OHHHHHHHH, YOU.

I wish you could have seen me reading this comment because the GIANT GRIN ON MY FACE and the way I was ACTUALLY KIND OF BLUSHING would tell you everything it means to me in ways that my flaily typing probably will not.

But just, GOD, THANK YOU. ♥ Everything you said here, like...I can't, even. You're just too nice. And it's not even just about you saying nice things about my writing, it's that this story affected you this way and you got what I was trying to say with so many things, that means SO MUCH to me. And I'm just so glad.

I'm kind of amazed at you saying I write Joe well because for SOME REASON I was scared of every time he had to do/say something. I always thought I'd find him easier to write, not because of him being similar to me because he's not at all, but just because I figured it would be easier to write the person who DOESN'T get so bogged down about things being stressful and wrong. SO ANYWAY THAT'S GOOD.

I also can't believe you're saying you're JEALOUS of me, you fool. I AM JEALOUS OF YOU. Like, I actually adore what you do with language and metaphors and descriptions and everything. I really do. I can never quite cope with that sort of thing the way I want to, so I'm thrilled that my meaning comes across without it, if you know what I mean.

I can't explain my whole issue with finding it hard to write them. It was actually fine once I started because I have all these FEELINGS about it that were needing to come out, but I think it's just that the pairing means so much to me that I find the idea of writing it INTIMIDATING or something. I was like this with writing Nathan/Peter (Heroes) and I found the whole thing exhausting and when I was done I was like RIGHT, THAT IS IT. And I never wrote them again. OH GOD I HOPE THAT DOESN'T HAPPEN HERE TOO. D: D:

(It doesn't matter that you don't like Kings of Leon so much! Their new album is slowly growing on me but I'm not really a big fan or anything, just, EVERYTHING FITS SO WELL WHEN IT COMES TO THE JONAS BROTHERS. WEIRD.)

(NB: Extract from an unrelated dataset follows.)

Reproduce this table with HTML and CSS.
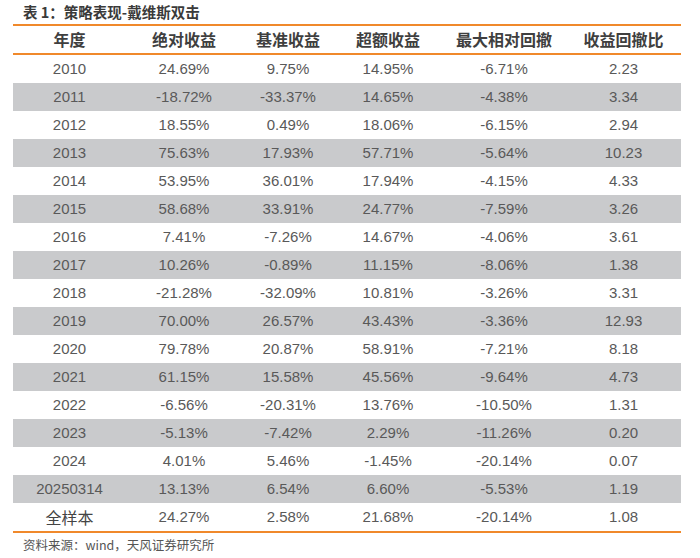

I agree with what you said about the JoBros probably having the talent to do something completely different than what they're basically contracted to do, it makes me really sad because 1) we're being deprived of what's probably better than the Disney pop, and 2) SO ARE THEY.

I did see the live chat where Joe was all distracted because Nick was feeling low and everything. Goddd, my heart.

I want to be like I'M GLAD THIS FIC HURT YOU but that sounds really mean, ahaha, but you know how I mean it—it's awesome that it had such a big effect on you, the one I intended basically. There was literally a point (when I wrote the bit about Nick being close to tears because he couldn't remember what his bed felt like) that I had to stop and take a break because I was making MYSELF hurt and it just got too much. EXCESSIVE EMOTIONAL INVOLVEMENT, I HAVE IT.

ALSO GLAD you picked up on the use of 'still' in that kicking line, I was happy with how sibling-ly that sounded because I felt like maybe they weren't coming across as BROTHERS so much, just as Joe-and-Nick, and I wanted something subtle to just...idk, remind people that Joe's been around for Nick's whole life. It's hard to get that sense of PAST when you're writing a oneshot like this, you know?

YOU MIGHT NOT BE ABLE TO SUM UP YOUR THOUGHTS ON THE FIC, AND I AM NOT ABLE TO SUM UP MY THOUGHTS ON YOUR THOUGHTS. OR WHATEVER. I just can't. I'm like immensely pleased and relieved and flattered and grateful and just, THANK YOU AND YAYYYY. I really, really do want to write more and will probably cry for days if this is my first and last Joe/Nick fic, for real.